Why doesn't Var(x) equal mean(x^2) - mean(x)^2 in Rstudio? I'm probably being very dumb, but I'm trying to figure out the variance by hand using R, and I am using a dummy dataset to figure out the formula. My dataset is
x = (1,1,2,3,3,3,3,3)
Using var(x) I get 0.8392857, however when using mean(x^2)-mean(x)^2 I get  0.734375. In my mind, these values should be the same, could someone explain to me why they are not?
 A: The var function uses an $n-1$ denominator to calculate the variance.
For your decomposition, the variance is defined in terms of the expected value of the squared deviations from the mean, which translates into an $n$ denominator.

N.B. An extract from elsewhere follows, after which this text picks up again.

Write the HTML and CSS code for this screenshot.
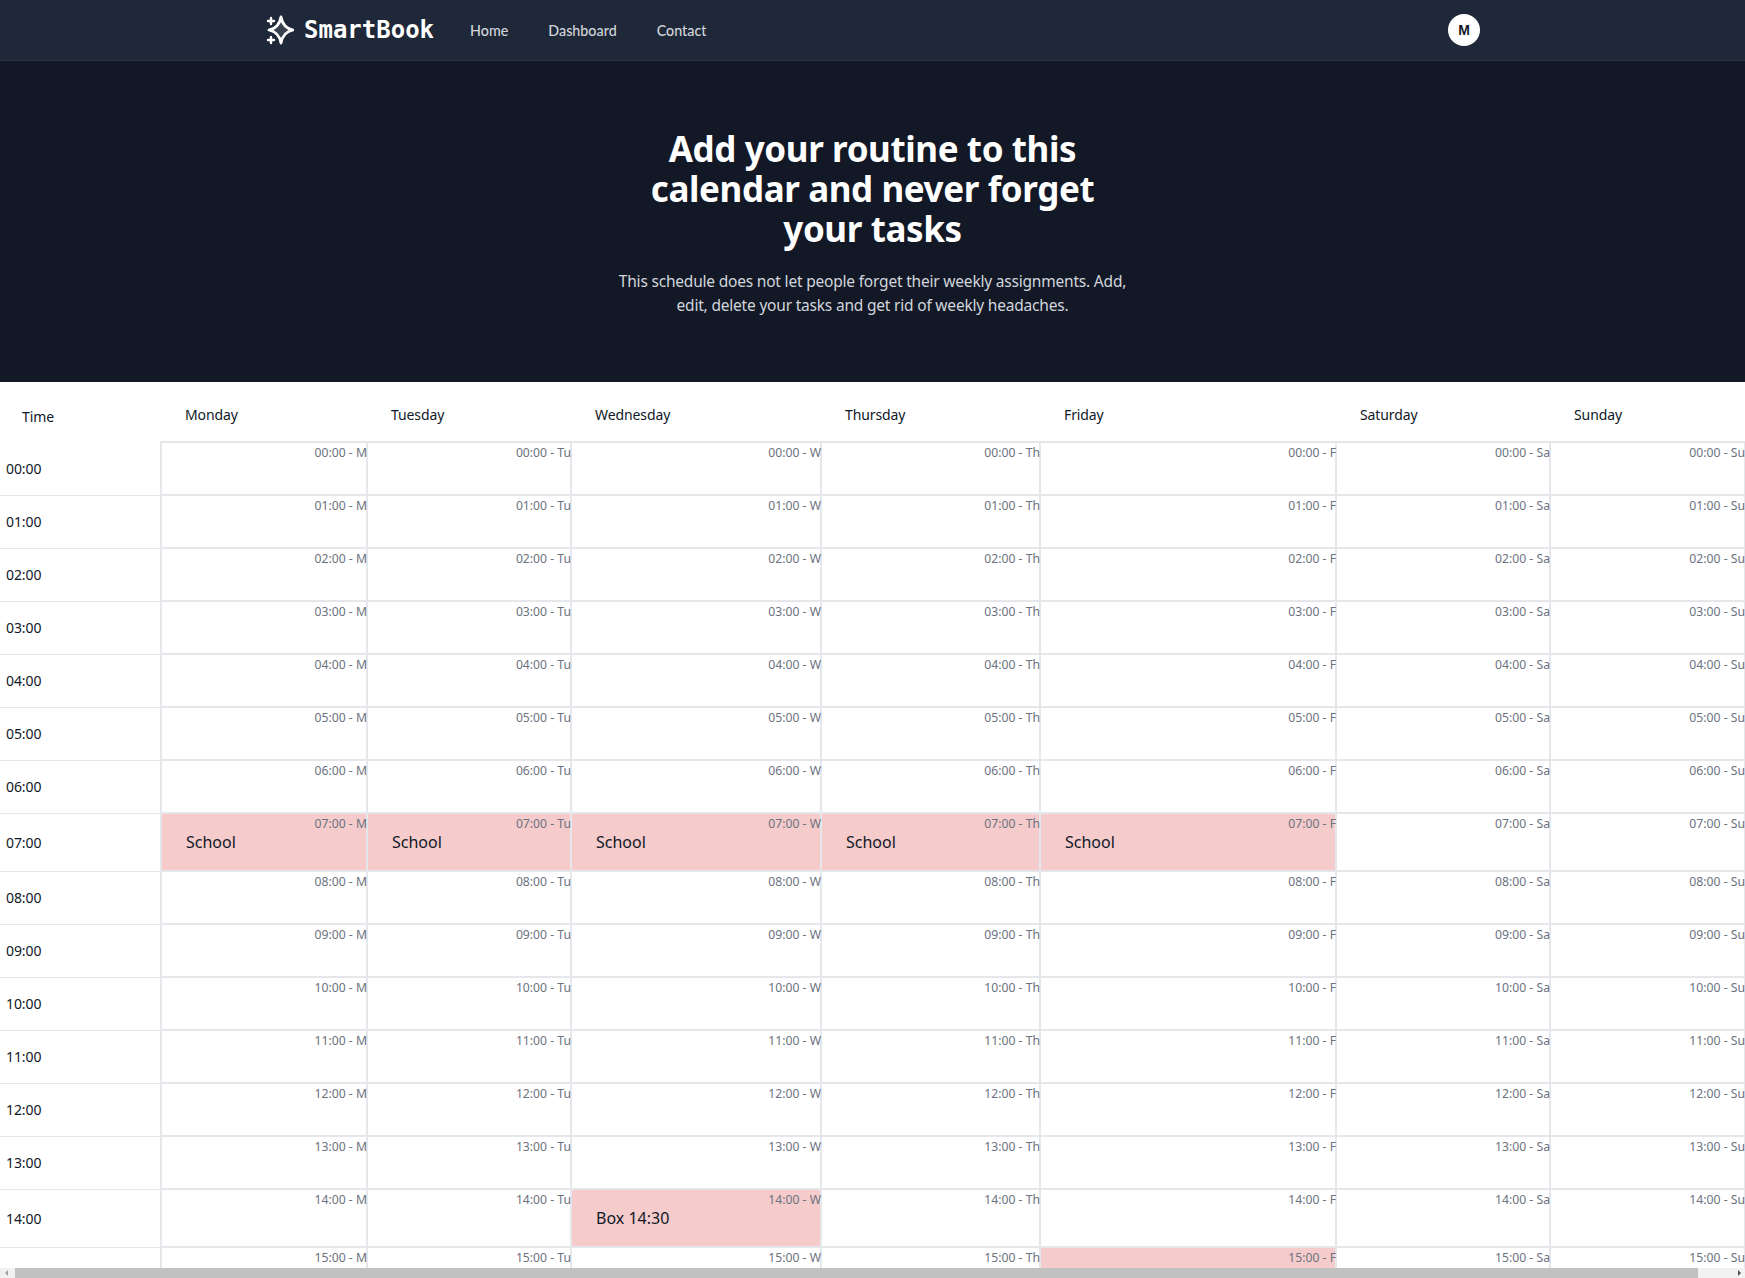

Thus, you are using the wrong formula to calculate variance when you call the var function. The formula you give applies to the population values of mean, variance, and the uncentered second moment, not to estimates of those values. To calculate population moments from a finite set of numbers like you have, you apply the expected value formula to the numbers. That is, you add up some values and then divide by the number of values.

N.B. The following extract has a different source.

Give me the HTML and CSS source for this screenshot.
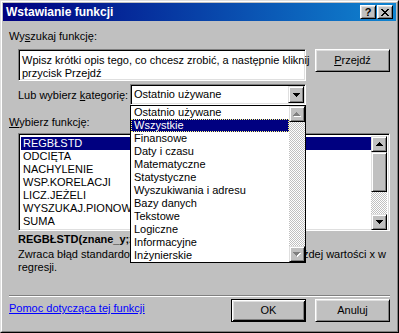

If you set x = rep(c(1,1,2,3,3,3,3,3), 1000) to repeat your $x$-values a thousand times (thus increasing the $n$ by a factor of a thousand), the difference between $n$ and $n-1$ will be very small, and your numbers will agree out to many decimal places.
If you write your own function to calculate the $n$-denominator variance, then your values will agree.
x <- c(1,1,2,3,3,3,3,3)
var_n <- function(x){
    return(
        mean((x - mean(x))^2)
    )
}
(mean(x^2) - mean(x)^2) - var_n(x) # I get 0
(mean(x^2) - mean(x)^2) - var(x)   # I get -0.1049107, same as your 0.734375 - 0.8392857

I do not know an R function offhand that calculates an $n$-denominator variance. For Python users, numpy.var uses an $n$-denominator variance by default and has to have ddof = 1 passed as an argument to calculate variance with a denominator of $n-1$.